2015年3月10日火曜日

「理解させる」ということ

対話型ファシリテーションを構成する事実質問。
これまでこのブログでは、その練習方法や日常での使用例を紹介してきました。
実際に現場ではどのように使われているのでしょう。
今回は、インドから届いたプロジェクト通信から事例を紹介したいと思います。

ムラのミライ(旧称ソムニード)で研修を受けた村の人たち。
今度は他の村に指導員として自ら研修を行っていきます。

最初の研修テーマは『流域って何?』というもの。
すでにB村から、流域という単語を何度も聞いてきているので、それがキーワードだというのは分かっている。
果たしてどういう風にそれを理解させるのか。

最初に指導員デビューをしたのは、4人の内3人。
村のリーダーでもあるモハーン、指導員エースのアナンド、最年少で負けん気の強いシマハチャラン。
「雨の中、外に立つとまず体のどこに雨が当たりますか?」
よしよし、いつもの例が飛び出したぞ、と指導員を会場後ろから見守るラマラジュさん(ソムニード・インディアの名ファシリテーター)。
「どういうこと??」という顔で、指導員を見つめる村の人たち。

状況を想像しやすいように説明する指導員たちだが、別の例も飛び出した。
「ここに小っちゃい子がいますね。

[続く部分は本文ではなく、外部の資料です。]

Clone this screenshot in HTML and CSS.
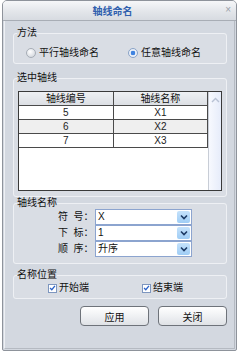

この子を水浴びさせるとき、手桶で上からザバーとかけると、どのように水は流れますか?」
「あぁ、頭か!」
「頭から、お腹に流れていくね」と答える村の人たち。
こうして、いつものごとく流域とは山の頂上から平野の川まで、水の入口から出口までのエリアだということを『説明』した指導員たち。
だけど、これじゃぁモノ足りないなぁと筆者も思っていた矢先、モハーンが村の人たちに一つの課題を出した。

「ではみなさん、村の地図を描いてみてください。あなたたちが薪を採ってくる山、畑地がある山、集落はどこにあって、田んぼはどこまで広がっているのか。そうそう、川や池もあれば描いてください。」

この課題を聞いた時、初めて研修を受ける村の人たちにできるのか?と私たちは疑ってしまった。
ソムニードは、指導員が使う研修マニュアルというものを作っている。1回の研修の重要ポイントや、研修の流れ、何を問うべきかのヒントなどが書かれている。
そしてそのマニュアルのヒントに「参加者の村の山から平野までのおおよその図を描く」という部分があるのだが、筆者たちは「指導員が村の人たちから聞き取って描く」としていた。
今までの経験では、初めて自分たちの村の地図を描く時には丸1日は優にかかったものだが、果たして40分後。

「できましたー!」と発表する村のオジサンたちの手で拡げられた模造紙には、驚いたことに山から田んぼまで綺麗に収まり、畑やメインの大木、砂防ダムや池や井戸、道路に脇道にと、縮尺は無論正確ではないが、大まかな概要がわかるようになっている。
BGTP村の人たちが、あまりにも描けなかっただけ??と内心首をかしげる筆者。
そして、この地図を使って、さらにアナンドが続ける。
「この地図はあなたたちの村についてですね?では、ここに雨雲が来ました。どのように雨が降って水が流れてきますか?」
最初と同じ質問だが、使う材料が違う。
村のオバチャンも、「この山のこの川を通って、こんな風に流れて来て、田んぼに来るの」と、大声で言う。
何人かの意見を待って、アナンドが尋ねた。
「そうですね、この山から水が流れて来て、田んぼの下の川へと流れて出ていく。では、ここ(山の頂上)からここ(川の先)までを何と言いますか?」

「・・・ウォーターシェッド(流域)??」

「どこの?」
「・・・オラ達の村のウォーターシェッドか!」
そして何度も「ウォーターシェッド」とおまじないのように言い続ける村の人たち。
その顔は、まさしく『腑に落ちた』表情だった。

言わされるのではなく、自身で気付いたとき、
初めて本当に理解して使うことが出来るようになります。
たったひとつの言葉でも、自分で理解しているか否かで、
その後の行動は大きく変わってくるのです。

さぁ、私たちも、対話相手に「発見」させることが出来るファシリテーターを目指して頑張りましょう。